We’re not just circumscribed by place, but also by loved ones, by lineage, by history. And surely it’s the people that matter most.
But place matters, too. It becomes defined not just by shoreline but by the people, experiences, and history we’ve known there.
I’m no theologian, but I do wonder about this particular difference between God and us: he is everywhere, filling everything. We’re only where we are.
Why might that be? We’re to rule with him over his beloved creation, but we can’t do it— as he does— all at once. So perhaps we’re circumscribed— in a home, a town, a plain or a peninsula— to learn to love what’s there.
And maybe also to be shaped by it.
Here’s a poem about a place very near our little peninsula. I hope you enjoy it.

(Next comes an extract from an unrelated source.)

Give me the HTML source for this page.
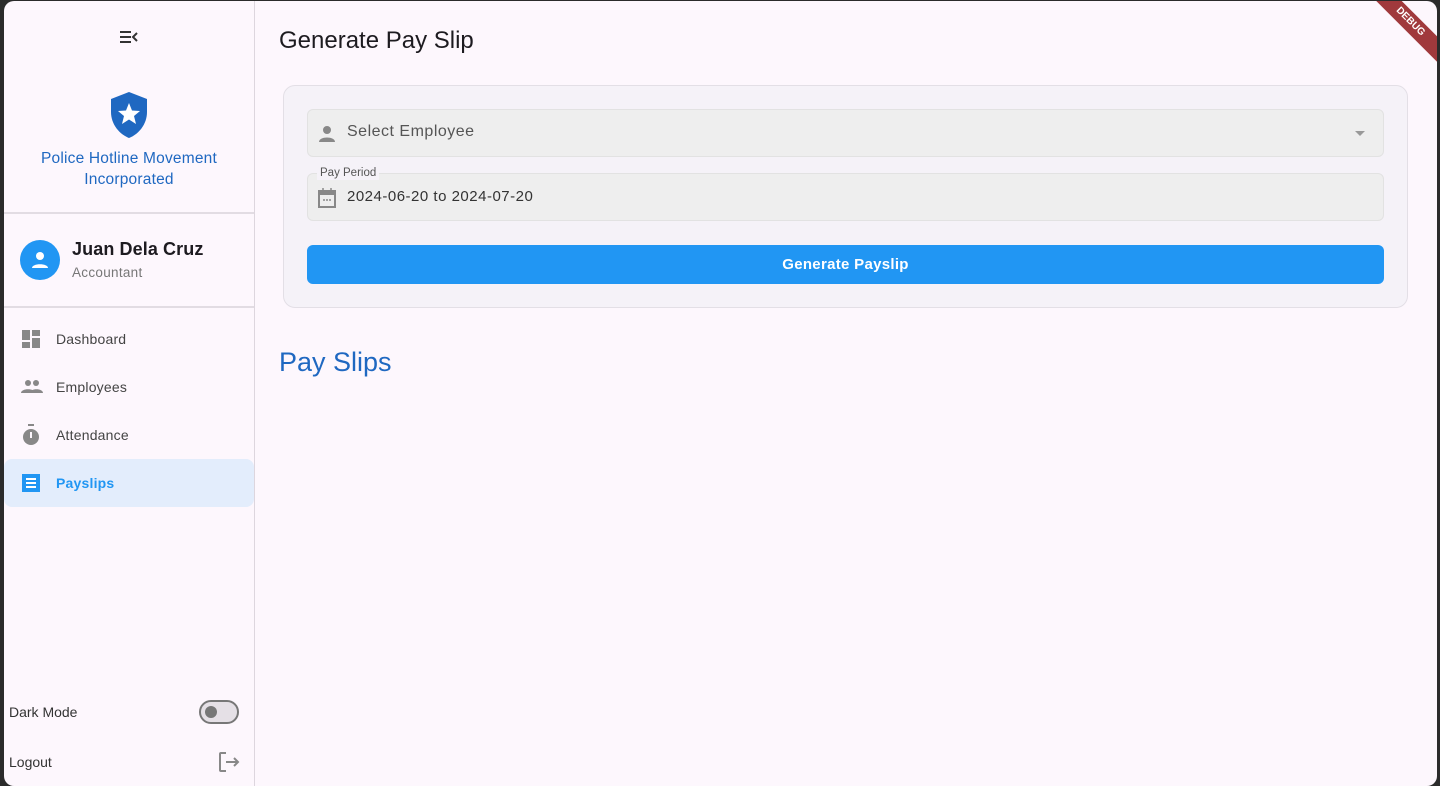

Long Island Sound I see it as it looked one afternoon In August,-- by a fresh soft breeze o'erblown. The swiftness of the tide, the light thereon, A far-off sail, white as a crescent moon. The shining waters with pale currents strewn, The quiet fishing-smacks, the Eastern cove, The semi-circle of its dark, green grove. The luminous grasses, and the merry sun In the grave sky; the sparkle far and wide, Laughter of unseen children, cheerful chirp Of crickets, and low lisp of rippling tide, Light summer clouds fantastical as sleep Changing unnoted while I gazed thereon. All these fair sounds and sights I made my own. -Emma Lazarus, 1849-1887
I hope you love where you are this week. If not, I hope you find something to love where you are. Thanks for reading my newsletter, and don’t forget your definitions, which you’ll write forthwith (forthwith!) in the comments below.
With joy,
Rebecca











eminence: a little-known collaboration between the rapper Eminem and the rock band Evanescence
imminence: anagram of "icemen in me"
immanence: slang for "I am going to announce," as in "Immanence my intention to play basketball at Duke University."
Eminence- something regarding presence? Either that or the Eminem/evanescence thing, which would likely be awesome.
Imminence- gonna happen soon, probably.
Immanence- I don't know but it reminds me of the immaculate conception. I don't have a masters degree.